Some of them, he has said in the past, are nothing more than vigilante groups and he has criticised their use by affluent communities.
It has also concerned him that they have more “men and women under (small) arms than the South African police and the South African National Defence Force” combined.
However, Safety and Security Minister Charles Nqakula disclosed in parliament on Tuesday that the South African Police Service is spending a whopping R3,8-million a month, or R45-million a year, on private security companies.
A total of 145 police premises countrywide have contracted private security firms. These include police stations, police headquarters in Pretoria at R186 637 a month, VIP protection offices in Pretoria and Cape Town, the Commercial Crime Unit in Johannesburg, several training colleges and even a shooting range in Graaff-Reinet.
Nqakula said there were two contracts for security services, which would expire in March next year. More than 20 private security companies were involved, including one called the Die Hard Youth, contracted to the police’s Crowd Management Unit in Hazyview at a cost of R15 070 a month.
Other companies include Chubb Protective Services, Protea Security, Anchor Security, Impala Security, Secuforce, Security Wise and Coin Security. The average cost was about R30 000 a month.
The minister disclosed this information in a written reply to a parliamentary question from Democratic Alliance MP Roy Jankielsohn.
“In light of this fact,” asked Jankielsohn in a media statement, “how can the public be expected to have confidence in the SAPS?”
Jankielsohn said that because the government had failed in its responsibility to resource the SAPS properly, “our country’s official protectors cannot even protect themselves from criminals”.
“There is clearly little hope for the average citizen to secure him/ herself against the onslaught of violent criminals if even the VIP Protection Service has to rely on private security companies for protection,” he said.
“Furthermore, the fact that millions of rands are being spent on private security companies means that precious resources are being diverted from where they are most needed, which is to take the fight to criminals on the street,” he said.
“If the government had prioritised the proper resourcing and funding of the SAPS, this ridiculous situation would never have been able to develop.”
“In order for the government to restore public faith in the SAPS, it needs as a matter of urgency to ensure that the SAPS is afforded sufficient resources to protect itself and the citizens it polices.”

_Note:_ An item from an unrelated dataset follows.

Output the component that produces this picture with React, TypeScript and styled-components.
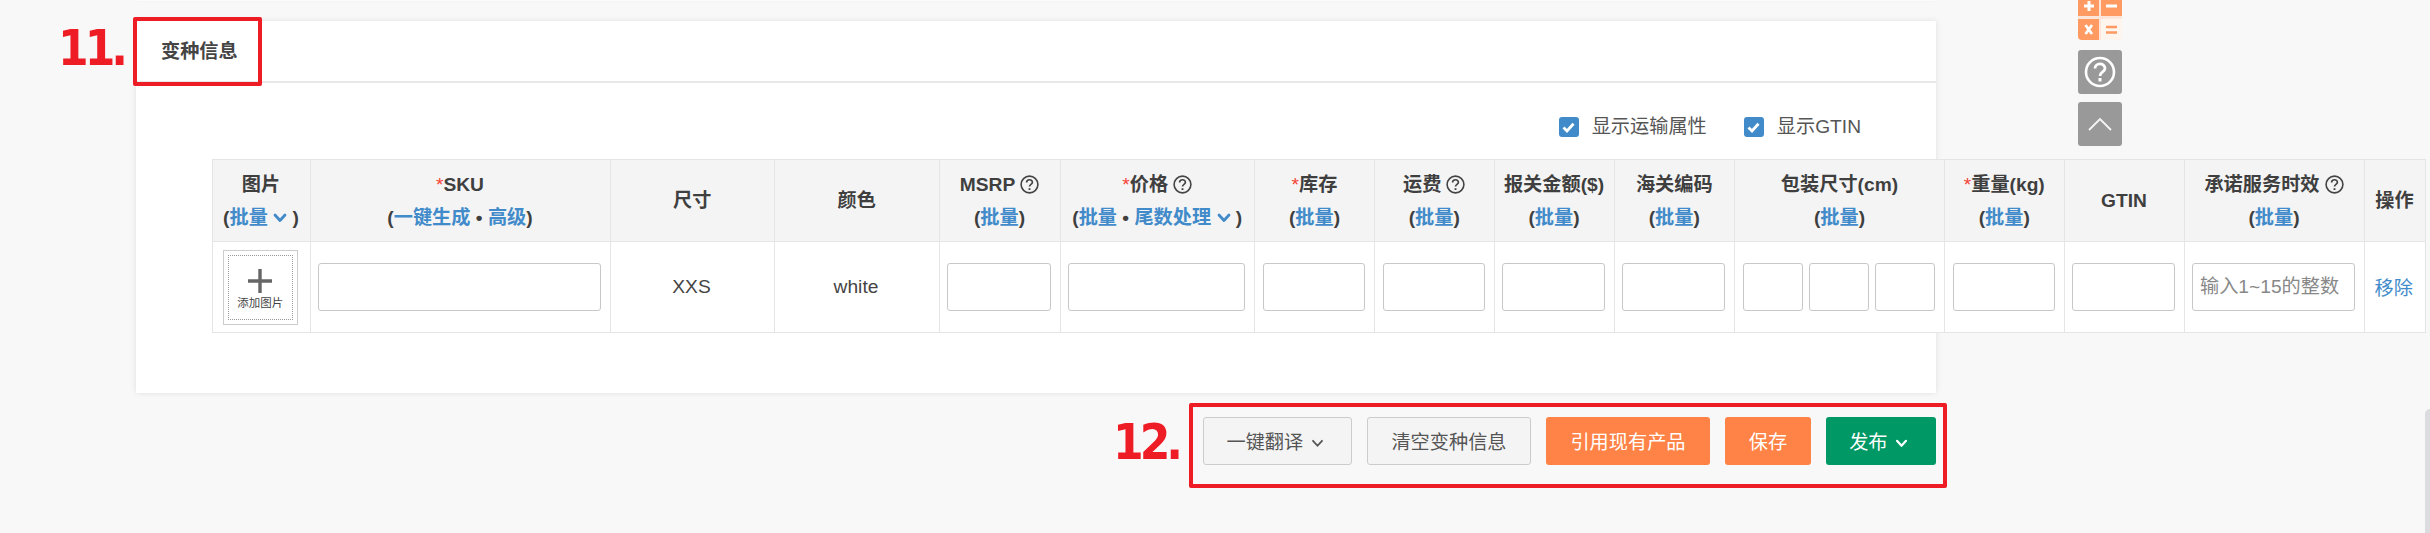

However, the SAPS has denied that it hires private companies to guard its members or its premises.
Police spokesperson Lazarus Tlomatsana said these companies dealt only with access control to premises, freeing up police to do the job they were trained to do.
Some of this access control was 24 hours a day, such as at police stations, while some firms merely did access control during office hours, such as at police headquarters.
Tlomatsana said there had been a brouhaha in the past about the wastefulness of using trained police officers to do access control.
Mpumalanga safety and security spokesperson Mpho Gabashane on Tuesday said the SAPS’s aim was “to have all 1 200 police stations in South Africa protected by private security companies”.
The province has put out a tender for a private security company to guard 13 police buildings and compounds so as to free up police officers for police work.
In Pretoria, more than 100 police buildings are already under the protection of private security firms.
Nqakula is overseas and could not be reached for comment. His spokesperson said the ministry would be in a position to respond to media enquiries on Wednesday.